Breakeven breakthrough at the National Ignition Facility (Newswire, December 13, 2022)—“It’s official: Early in the morning on December 5 at Lawrence Livermore National Laboratory’s National Ignition Facility, the laser-triggered implosion of a meticulously engineered capsule of deuterium and tritium about the size of a peppercorn yielded, for the first time on Earth, more energy from a fusion reaction than was delivered to the capsule. The input of 2.05 megajoules to the target heated the diamond-shelled, spherical capsule to over 3 million degrees Celsius and yielded 3.15 MJ of fusion energy output. The achievement was announced earlier today by officials and scientists representing the Department of Energy and its National Nuclear Security Administration, the White House, and LLNL during a livestreamed event. . . .”
Fusion conflation: After Tammy Ma, lead for LLNL’s Inertial Fusion Energy Institutional Initiative, explained to Pelley how the NIF’s rep rate and energy yield would need to be scaled up for a laser IFE power plant, Pelley questioned the goal of “achieving commercial fusion within a decade” offered by energy secretary Jennifer Granholm during the December 13 livestream.
Pelley’s reporting focused on the decades that may be required for laser IFE, while mentioning that “more than 30 private companies designing various approaches to fusion power, including using magnets, not lasers.

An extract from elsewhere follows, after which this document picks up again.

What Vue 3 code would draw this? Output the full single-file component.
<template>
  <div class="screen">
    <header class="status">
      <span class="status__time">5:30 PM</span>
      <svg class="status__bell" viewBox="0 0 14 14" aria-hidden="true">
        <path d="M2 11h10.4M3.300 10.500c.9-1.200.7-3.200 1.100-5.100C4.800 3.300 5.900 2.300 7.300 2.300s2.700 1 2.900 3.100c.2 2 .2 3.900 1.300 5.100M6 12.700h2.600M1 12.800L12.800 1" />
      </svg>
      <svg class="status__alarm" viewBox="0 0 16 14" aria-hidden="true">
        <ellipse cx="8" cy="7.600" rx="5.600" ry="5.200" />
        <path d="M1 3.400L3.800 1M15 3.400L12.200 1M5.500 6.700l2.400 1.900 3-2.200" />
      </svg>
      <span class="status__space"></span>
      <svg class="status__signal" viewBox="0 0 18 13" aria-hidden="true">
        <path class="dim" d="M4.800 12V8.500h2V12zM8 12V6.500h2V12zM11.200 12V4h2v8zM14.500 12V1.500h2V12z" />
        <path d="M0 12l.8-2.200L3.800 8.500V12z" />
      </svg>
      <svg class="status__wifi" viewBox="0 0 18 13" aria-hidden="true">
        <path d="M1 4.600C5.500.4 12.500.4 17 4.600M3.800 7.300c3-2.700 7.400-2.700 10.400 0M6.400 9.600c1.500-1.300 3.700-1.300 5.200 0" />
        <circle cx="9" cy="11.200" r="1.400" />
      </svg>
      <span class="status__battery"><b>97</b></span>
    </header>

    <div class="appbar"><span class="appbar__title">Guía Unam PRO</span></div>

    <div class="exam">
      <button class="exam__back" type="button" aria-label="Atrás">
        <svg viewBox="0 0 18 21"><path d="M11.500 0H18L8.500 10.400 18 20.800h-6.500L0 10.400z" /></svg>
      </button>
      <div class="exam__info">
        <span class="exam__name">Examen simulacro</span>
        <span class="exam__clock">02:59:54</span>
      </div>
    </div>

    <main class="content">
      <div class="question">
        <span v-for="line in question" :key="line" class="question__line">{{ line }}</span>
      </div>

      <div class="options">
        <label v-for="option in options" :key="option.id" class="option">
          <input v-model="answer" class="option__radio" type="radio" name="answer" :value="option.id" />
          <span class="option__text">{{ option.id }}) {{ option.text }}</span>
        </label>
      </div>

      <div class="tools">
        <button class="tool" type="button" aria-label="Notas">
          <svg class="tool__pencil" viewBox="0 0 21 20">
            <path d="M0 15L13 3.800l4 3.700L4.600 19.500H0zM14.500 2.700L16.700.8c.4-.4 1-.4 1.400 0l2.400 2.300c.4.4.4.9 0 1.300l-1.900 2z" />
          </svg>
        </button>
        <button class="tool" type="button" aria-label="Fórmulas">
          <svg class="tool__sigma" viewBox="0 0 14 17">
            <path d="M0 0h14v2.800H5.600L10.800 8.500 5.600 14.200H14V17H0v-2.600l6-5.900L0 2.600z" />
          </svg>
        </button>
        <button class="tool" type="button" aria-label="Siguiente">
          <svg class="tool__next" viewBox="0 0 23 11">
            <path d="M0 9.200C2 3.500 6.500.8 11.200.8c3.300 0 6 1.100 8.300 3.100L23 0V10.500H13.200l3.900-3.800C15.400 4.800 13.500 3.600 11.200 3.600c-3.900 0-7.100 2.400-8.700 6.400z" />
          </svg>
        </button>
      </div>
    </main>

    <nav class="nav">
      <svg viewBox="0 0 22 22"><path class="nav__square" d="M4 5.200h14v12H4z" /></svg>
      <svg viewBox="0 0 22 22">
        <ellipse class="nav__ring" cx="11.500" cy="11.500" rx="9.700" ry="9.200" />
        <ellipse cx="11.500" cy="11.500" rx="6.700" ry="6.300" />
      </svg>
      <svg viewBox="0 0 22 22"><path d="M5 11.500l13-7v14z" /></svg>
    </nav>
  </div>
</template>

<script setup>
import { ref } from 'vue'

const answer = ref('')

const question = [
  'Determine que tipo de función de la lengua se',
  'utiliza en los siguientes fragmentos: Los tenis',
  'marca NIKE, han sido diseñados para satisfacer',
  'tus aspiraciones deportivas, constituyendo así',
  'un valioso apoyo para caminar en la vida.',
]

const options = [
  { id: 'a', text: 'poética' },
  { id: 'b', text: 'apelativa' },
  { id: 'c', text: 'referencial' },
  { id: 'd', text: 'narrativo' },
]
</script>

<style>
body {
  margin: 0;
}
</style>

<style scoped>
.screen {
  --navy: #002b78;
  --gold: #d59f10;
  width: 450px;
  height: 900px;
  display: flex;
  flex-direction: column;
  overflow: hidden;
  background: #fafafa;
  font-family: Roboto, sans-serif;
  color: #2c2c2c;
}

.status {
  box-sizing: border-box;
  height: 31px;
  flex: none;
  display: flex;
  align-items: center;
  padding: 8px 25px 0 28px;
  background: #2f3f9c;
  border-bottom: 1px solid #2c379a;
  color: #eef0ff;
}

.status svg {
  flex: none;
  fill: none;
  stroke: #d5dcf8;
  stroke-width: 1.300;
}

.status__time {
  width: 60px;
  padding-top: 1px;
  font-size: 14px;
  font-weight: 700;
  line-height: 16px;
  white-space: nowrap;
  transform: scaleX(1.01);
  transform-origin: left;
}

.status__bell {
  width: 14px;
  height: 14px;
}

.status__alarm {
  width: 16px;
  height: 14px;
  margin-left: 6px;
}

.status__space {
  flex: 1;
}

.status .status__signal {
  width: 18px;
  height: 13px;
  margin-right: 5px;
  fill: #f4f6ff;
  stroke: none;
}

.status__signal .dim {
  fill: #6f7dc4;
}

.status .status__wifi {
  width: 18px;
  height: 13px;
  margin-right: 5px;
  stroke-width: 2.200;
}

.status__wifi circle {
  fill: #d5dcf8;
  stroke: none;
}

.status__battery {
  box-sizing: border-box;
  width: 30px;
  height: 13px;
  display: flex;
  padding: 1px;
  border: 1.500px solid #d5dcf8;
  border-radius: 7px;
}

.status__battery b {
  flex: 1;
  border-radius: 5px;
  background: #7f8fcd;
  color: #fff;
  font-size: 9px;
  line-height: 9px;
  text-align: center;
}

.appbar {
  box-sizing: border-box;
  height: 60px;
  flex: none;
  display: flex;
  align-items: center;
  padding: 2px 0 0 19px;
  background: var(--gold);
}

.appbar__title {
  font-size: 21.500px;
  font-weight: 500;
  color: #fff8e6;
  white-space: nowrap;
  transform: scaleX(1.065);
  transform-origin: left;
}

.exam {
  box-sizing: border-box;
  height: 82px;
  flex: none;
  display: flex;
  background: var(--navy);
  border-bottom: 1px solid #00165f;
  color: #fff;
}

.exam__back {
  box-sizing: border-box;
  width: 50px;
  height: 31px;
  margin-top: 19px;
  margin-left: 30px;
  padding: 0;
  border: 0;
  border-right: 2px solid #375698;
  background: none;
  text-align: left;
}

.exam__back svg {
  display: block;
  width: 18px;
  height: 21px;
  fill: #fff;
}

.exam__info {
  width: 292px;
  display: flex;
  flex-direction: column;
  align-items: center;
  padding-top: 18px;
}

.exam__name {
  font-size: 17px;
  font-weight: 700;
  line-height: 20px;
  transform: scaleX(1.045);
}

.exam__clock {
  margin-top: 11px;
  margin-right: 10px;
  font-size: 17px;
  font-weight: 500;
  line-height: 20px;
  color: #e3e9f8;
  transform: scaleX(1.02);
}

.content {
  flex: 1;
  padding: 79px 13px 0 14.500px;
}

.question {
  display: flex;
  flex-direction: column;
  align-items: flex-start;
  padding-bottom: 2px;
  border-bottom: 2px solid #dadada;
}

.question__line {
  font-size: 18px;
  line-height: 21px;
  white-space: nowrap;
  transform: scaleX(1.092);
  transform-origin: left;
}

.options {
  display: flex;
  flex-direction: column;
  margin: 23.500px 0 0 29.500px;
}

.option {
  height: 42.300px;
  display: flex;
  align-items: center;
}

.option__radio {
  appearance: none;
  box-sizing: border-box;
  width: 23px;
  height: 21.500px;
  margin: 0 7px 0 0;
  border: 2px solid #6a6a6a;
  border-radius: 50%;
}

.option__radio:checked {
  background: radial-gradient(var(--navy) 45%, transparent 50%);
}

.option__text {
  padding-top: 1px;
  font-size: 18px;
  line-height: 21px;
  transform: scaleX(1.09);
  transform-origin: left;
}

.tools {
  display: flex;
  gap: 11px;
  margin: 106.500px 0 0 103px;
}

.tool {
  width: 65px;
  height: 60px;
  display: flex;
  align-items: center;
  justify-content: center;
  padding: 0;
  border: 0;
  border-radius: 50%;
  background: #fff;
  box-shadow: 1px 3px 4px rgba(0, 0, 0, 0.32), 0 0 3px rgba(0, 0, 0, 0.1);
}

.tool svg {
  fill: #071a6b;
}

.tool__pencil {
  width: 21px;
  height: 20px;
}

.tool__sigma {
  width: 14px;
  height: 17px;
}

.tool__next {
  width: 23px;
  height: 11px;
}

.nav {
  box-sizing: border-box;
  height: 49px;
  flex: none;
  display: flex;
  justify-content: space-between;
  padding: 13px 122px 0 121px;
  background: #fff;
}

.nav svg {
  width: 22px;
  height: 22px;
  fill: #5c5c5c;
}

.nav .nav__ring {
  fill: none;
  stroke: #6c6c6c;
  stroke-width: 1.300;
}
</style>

Three billion dollars in private money flowed into those companies in the last 13 months, including bets by Bill Gates and Google.”
What Pelley didn’t mention is that most of those funds went to magnetic fusion energy (MFE) concepts, which thanks to decades of tokamak research around the world and recent advances in superconducting magnets may be closer to deployment than IFE. Several private companies have announced fusion power goals in the early 2030s. International megaproject ITER, near-term MFE demonstrations with a smaller footprint planned by private companies, and hybrid magneto-inertial fusion concepts with demos planned—all perhaps closer to operation than power from laser-driven IFE—did not get a mention on 60 Minutes.

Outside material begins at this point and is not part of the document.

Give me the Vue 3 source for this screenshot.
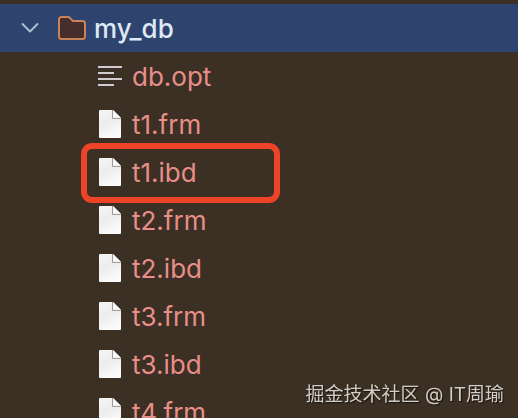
<script setup>
import { ref } from 'vue'

const open = ref(true)
const files = [
  { name: 'db.opt', kind: 'text' },
  { name: 't1.frm', kind: 'file' },
  { name: 't1.ibd', kind: 'file', marked: true },
  { name: 't2.frm', kind: 'file' },
  { name: 't2.ibd', kind: 'file' },
  { name: 't3.frm', kind: 'file' },
  { name: 't3.ibd', kind: 'file' },
  { name: 't4.frm', kind: 'file' },
]
</script>

<template>
  <main class="explorer">
    <button class="folder" type="button" :aria-expanded="open" @click="open = !open">
      <svg class="chevron" width="20" height="12" viewBox="0 0 20 12" aria-hidden="true">
        <path d="M2.5 2 10 9.5 17.5 2" fill="none" stroke="#b3c3d6" stroke-width="1.8" stroke-linecap="round" stroke-linejoin="round" />
      </svg>
      <svg width="28" height="24" viewBox="0 0 28 24" aria-hidden="true">
        <path d="M1 3.5A2.5 2.5 0 0 1 3.5 1H10q1 0 1.7.7L15 5H24.5A2.5 2.5 0 0 1 27 7.5V20.5A2.5 2.5 0 0 1 24.5 23H3.5A2.5 2.5 0 0 1 1 20.5Z" fill="#452e2b" stroke="#c8835a" stroke-width="2" stroke-linejoin="round" />
      </svg>
      <span class="name">my_db</span>
    </button>
    <ul v-if="open" class="files">
      <li v-for="file in files" :key="file.name" class="file">
        <svg v-if="file.kind === 'text'" width="24" height="28" viewBox="0 0 24 28" aria-hidden="true">
          <path d="M0 5h24M0 11h16M0 17h24M0 23h16" stroke="#d2cdd0" stroke-width="2" />
        </svg>
        <svg v-else width="24" height="28" viewBox="0 0 24 28" aria-hidden="true">
          <defs>
            <linearGradient :id="'paper-' + file.name" x1="0" y1="0" x2="0.4" y2="1">
              <stop offset="0" stop-color="#f6f6f6" />
              <stop offset="0.5" stop-color="#ececec" />
              <stop offset="1" stop-color="#fafafa" />
            </linearGradient>
          </defs>
          <path d="M2 0H15L23 8V27a1 1 0 0 1-1 1H2a1 1 0 0 1-1-1V1a1 1 0 0 1 1-1Z" :fill="`url(#paper-${file.name})`" />
          <path d="M14 0H15L23 8V9H15a1 1 0 0 1-1-1Z" fill="#9c9995" />
          <path d="M15 0 23 8H15.5a.5.5 0 0 1-.5-.5Z" fill="#f7f7f7" />
        </svg>
        <span class="name">{{ file.name }}</span>
        <i v-if="file.marked" class="marker"></i>
      </li>
    </ul>
    <p class="watermark">掘金技术社区 @ IT周瑜</p>
  </main>
</template>

<style>
body {
  margin: 0;
  background: #3c3024;
}
</style>

<style scoped>
.explorer {
  box-sizing: border-box;
  height: 100vh;
  padding-top: 4px;
  overflow: hidden;
  background: #3c3024;
  font-family: Inter, "Noto Sans CJK SC", sans-serif;
  font-size: 26px;
  line-height: 32px;
}

.folder {
  display: flex;
  align-items: center;
  width: 100%;
  height: 48px;
  margin: 0;
  padding: 0 20px;
  border: 0;
  background: #2e436e;
  color: #dfe8f5;
  font: inherit;
  font-weight: 500;
  text-align: left;
  gap: 8px;
}

.chevron {
  margin-right: 10px;
}

.name {
  padding-top: 2px;
}

.files {
  margin: 0;
  padding: 0 0 0 98px;
  list-style: none;
}

.file {
  position: relative;
  display: flex;
  align-items: center;
  width: 176px;
  height: 48px;
  gap: 10px;
  color: #e88e89;
}

.marker {
  position: absolute;
  inset: -5px -6px -7px -17px;
  border: 6px solid #ee4328;
  border-radius: 11px;
}

.watermark {
  position: fixed;
  right: 14px;
  bottom: 9px;
  margin: 0;
  color: #d2cdc6;
  font-family: Inter, "Noto Sans CJK SC", sans-serif;
  font-size: 19px;
  line-height: 28px;
  text-shadow: 1px 1px 1px #17120d;
}
</style>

As Ma said on December 13 during the DOE’s livestream, “There’s definitely pros and cons for each different approach. . . . Both magnetic fusion and inertial have made great advances in the past couple of years. There’s also been enormous private sector investment, actually more on the magnetic side than the inertial side in recent years.
“I think what we’ve been able to demonstrate on the NIF is a burning plasma, and we’ve gotten gain. However, like [Budil] alluded to, we’re a little bit farther behind [magnetic fusion] in some of the technology developments because that’s just not what we’ve been focused on the past few years. That being said, there’s a lot of commonalities between the two, where we can learn from each other. . . . A win for either inertial or magnetic confinement is a win for all of us, and we really just want to see fusion energy happen.”

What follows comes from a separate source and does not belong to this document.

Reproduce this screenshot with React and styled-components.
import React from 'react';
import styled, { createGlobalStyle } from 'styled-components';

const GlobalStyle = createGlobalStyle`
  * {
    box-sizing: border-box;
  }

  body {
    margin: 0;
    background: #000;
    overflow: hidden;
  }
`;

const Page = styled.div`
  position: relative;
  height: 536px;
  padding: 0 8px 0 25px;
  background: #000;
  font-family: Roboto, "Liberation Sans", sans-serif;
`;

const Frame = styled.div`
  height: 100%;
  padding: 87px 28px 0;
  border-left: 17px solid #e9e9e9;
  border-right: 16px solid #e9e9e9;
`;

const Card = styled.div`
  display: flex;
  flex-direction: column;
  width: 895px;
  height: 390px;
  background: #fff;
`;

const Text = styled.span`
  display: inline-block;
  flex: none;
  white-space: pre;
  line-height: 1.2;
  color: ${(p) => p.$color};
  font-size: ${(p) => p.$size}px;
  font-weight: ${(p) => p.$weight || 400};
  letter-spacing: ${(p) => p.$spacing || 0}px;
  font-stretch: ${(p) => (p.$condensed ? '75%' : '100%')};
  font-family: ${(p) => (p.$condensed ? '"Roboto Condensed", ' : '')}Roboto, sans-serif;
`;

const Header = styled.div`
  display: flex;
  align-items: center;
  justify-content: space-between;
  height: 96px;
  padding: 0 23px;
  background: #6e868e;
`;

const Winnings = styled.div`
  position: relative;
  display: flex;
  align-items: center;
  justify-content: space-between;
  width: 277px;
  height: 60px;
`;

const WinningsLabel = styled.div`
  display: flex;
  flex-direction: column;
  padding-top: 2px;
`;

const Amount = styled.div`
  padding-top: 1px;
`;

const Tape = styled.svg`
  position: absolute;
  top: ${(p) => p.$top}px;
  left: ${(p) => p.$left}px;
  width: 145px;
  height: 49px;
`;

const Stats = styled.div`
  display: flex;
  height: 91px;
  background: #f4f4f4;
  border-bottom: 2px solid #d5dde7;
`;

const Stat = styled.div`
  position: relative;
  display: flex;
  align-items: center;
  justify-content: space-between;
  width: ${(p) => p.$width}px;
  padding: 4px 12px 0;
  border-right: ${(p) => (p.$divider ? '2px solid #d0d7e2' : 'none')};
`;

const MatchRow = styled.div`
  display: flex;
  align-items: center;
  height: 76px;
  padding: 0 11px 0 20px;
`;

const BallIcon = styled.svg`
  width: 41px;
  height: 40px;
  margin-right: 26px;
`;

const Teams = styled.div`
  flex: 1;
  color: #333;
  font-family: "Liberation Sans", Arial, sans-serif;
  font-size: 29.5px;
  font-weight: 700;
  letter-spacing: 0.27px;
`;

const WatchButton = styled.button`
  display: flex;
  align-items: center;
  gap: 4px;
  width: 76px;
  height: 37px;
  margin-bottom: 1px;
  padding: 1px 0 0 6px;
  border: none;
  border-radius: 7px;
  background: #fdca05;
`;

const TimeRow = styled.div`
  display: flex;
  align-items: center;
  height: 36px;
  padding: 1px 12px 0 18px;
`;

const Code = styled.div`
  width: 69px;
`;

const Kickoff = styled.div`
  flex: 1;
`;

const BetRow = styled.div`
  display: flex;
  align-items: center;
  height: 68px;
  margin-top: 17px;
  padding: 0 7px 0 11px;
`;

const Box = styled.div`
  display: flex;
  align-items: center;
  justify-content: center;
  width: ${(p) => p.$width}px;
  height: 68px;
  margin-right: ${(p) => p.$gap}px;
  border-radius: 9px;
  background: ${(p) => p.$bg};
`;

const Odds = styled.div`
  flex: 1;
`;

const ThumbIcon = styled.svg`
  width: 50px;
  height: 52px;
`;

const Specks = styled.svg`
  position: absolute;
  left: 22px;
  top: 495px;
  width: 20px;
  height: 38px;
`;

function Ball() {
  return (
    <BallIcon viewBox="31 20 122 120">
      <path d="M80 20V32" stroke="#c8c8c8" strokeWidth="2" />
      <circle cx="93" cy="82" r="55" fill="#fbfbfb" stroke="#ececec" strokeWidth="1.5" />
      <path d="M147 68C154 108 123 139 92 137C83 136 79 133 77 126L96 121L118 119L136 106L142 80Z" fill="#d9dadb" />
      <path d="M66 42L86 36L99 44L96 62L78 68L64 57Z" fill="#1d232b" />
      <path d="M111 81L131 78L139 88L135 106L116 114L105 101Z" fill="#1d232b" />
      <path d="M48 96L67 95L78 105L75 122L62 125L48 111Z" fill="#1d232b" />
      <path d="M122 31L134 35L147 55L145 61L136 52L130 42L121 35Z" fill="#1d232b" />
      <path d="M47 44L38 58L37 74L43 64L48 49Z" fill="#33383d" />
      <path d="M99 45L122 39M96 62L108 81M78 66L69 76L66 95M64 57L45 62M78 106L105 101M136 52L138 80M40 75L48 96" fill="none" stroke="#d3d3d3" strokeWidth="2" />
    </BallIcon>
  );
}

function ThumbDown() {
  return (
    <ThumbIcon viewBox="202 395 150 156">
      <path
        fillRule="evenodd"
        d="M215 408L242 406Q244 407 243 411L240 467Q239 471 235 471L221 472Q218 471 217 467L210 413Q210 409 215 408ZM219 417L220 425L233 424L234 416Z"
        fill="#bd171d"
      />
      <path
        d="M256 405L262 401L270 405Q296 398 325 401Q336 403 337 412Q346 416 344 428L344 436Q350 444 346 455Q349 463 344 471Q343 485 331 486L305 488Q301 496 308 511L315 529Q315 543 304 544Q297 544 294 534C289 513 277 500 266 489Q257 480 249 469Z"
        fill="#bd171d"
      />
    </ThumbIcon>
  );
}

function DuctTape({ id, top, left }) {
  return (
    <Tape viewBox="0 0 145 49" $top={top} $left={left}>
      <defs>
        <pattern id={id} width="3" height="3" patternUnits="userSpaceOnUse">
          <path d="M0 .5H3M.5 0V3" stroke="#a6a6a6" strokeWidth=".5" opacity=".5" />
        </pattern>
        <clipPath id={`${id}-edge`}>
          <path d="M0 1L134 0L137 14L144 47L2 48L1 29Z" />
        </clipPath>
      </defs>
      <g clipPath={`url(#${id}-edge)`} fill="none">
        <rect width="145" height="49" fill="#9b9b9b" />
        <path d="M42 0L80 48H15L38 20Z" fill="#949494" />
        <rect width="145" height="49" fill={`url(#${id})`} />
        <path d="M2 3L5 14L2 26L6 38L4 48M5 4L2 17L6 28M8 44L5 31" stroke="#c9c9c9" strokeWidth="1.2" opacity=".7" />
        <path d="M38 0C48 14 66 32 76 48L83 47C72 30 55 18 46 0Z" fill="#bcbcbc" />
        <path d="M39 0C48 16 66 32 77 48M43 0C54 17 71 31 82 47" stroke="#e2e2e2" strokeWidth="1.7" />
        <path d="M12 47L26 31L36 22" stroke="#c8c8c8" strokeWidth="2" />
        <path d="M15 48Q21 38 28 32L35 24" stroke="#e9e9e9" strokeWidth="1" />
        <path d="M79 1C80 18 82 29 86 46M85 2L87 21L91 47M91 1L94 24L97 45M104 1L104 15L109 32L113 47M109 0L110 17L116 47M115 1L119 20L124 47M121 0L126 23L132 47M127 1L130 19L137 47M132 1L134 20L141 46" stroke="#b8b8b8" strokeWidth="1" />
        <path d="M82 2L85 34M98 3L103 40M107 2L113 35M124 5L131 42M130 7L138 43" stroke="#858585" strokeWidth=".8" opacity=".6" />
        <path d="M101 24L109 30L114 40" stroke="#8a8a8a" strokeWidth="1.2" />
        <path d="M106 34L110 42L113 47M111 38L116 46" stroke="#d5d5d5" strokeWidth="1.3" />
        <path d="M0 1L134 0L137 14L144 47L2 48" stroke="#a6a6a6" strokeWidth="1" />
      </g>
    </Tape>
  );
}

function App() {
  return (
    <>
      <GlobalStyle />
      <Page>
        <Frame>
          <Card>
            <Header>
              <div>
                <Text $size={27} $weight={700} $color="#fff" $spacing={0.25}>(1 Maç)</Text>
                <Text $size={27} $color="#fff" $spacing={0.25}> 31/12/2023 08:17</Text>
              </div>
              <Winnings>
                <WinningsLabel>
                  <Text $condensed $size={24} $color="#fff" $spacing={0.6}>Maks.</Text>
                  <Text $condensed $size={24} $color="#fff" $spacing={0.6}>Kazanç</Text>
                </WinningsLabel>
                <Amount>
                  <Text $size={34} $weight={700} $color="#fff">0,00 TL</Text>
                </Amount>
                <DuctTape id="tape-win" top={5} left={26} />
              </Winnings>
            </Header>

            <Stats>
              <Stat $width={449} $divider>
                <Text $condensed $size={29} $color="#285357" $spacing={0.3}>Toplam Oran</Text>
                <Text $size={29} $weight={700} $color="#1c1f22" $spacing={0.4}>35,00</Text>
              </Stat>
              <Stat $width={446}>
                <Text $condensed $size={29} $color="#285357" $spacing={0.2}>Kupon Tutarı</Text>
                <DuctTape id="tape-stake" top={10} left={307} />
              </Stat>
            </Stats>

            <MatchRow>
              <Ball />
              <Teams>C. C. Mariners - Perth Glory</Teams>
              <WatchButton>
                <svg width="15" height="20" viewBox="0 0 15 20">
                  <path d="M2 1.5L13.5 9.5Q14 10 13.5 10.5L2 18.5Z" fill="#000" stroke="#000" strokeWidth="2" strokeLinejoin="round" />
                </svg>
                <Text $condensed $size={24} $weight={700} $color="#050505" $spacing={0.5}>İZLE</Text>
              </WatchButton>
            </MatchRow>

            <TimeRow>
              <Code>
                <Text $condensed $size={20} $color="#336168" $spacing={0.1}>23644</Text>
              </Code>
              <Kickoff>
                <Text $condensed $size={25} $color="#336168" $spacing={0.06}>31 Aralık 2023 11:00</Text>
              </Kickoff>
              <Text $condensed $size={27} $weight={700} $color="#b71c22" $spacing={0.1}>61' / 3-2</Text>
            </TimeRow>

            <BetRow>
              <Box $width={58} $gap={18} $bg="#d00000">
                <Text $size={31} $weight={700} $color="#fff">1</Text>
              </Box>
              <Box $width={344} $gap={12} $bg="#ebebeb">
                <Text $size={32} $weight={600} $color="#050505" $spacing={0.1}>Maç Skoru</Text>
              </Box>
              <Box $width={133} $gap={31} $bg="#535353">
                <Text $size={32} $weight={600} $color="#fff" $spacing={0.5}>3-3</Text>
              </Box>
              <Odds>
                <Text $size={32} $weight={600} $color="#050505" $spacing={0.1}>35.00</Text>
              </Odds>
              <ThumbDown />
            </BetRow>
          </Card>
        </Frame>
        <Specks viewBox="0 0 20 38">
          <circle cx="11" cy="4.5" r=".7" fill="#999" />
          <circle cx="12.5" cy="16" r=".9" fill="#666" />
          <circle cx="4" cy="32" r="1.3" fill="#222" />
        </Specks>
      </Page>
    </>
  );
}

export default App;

Not just a lucky shot: On 60 Minutes, Pelley asked Budil: “Can you do it again?”
“Absolutely,” she replied.
The six LLNL researchers Budil introduced as “the rockstars from Livermore” in the December 13 DOE livestreamed panel discussion and Q&A moderated by Mark Herrmann, LLNL program director for weapons physics and design, provided details about the December 5 shot. Some of those details help explain why the team is confident that the net gain they achieved predicts future success—and wasn’t just a lucky shot.
Laser capabilities: Jean-Michel Di Nicola, chief engineer for the NIF laser system, explained that his team is “in the process of modernizing what we call the front end of the laser, which is based on fiberoptics technology. The NIF laser was first commissioned at low level in 2001, so this part of the laser was literally 20 years old. And as you can imagine, in the telecom industry over 20 years there have been many revolutions, and so we were able to catch up and capitalize on the latest technologies to improve this delivery.”
Target design changes: Recent design changes take advantage of those new laser capabilities, including “making the capsule that holds the fusion fuel a little bit thicker. That does two things: that gives us more margin for achieving ignition when we have nonoptimal fielding conditions, as well as it lets us burn up more of the DT [deuterium-tritium] fusion fuel,” explained Annie Kritcher, the principal designer and team lead for integrated modeling.
Target imperfections: Michael Stadermann, the target fabrication program manager, explained on 60 Minutes that “the precision that we need for making these shells is extreme. The shells are almost perfectly round. They have a roughness that is a hundred times better than a mirror.”
Yet compared to the target used for the previous record shot of August 2021, the target used on December 5 “had a substantial number of flaws,” Stadermann explained on December 13. “How strongly an experiment is affected by the flaws depends on the design input . . . and it looks like the result from [December 5] is a more robust design that is less affected. This is very encouraging for us because we know that the shell that we shot had flaws in it, and this gives us confidence that we can make shells of equal quality or even better quality in the future, that we’ll be able to reproduce this experiment or even improve on it.”
Calculated symmetry: Kritcher explained that an experimental shot in September 2022 took advantage of both the recent laser improvements and a thicker shell to achieve a yield close to the 1.3 MJ of August 2021, but with a target capsule that (like the one used December 5) had more flaws. For the December shot that achieved ignition, “The only changes to the input conditions were to improve [the] intrinsic low-modes asymmetry,” Kritcher said, which makes “the implosion more symmetric as it’s coming in. You can better couple your driver energy to the hot plasma.”
Kritcher explained, “During the second half of the laser time history, we transferred more energy between laser beams to control the symmetry. That’s actually quite a useful tool. . . . You can move energy between beams and control symmetry that way. In doing so, you have to go back and readjust the symmetry during the first half of the laser pulse and we did that making an additional adjustment with improved models based on data that were collected just in the last few months. We really do rely on our models to benchmark against tuning data and then extrapolate out to the design space.”
Fuel burn: Just 4 percent of the DT fuel in the December 5 target capsule actually burned, according to Alex Zylstra, the principal experimentalist for the record-breaking shot. That leaves plenty of room for improvement—and fusion energy gain.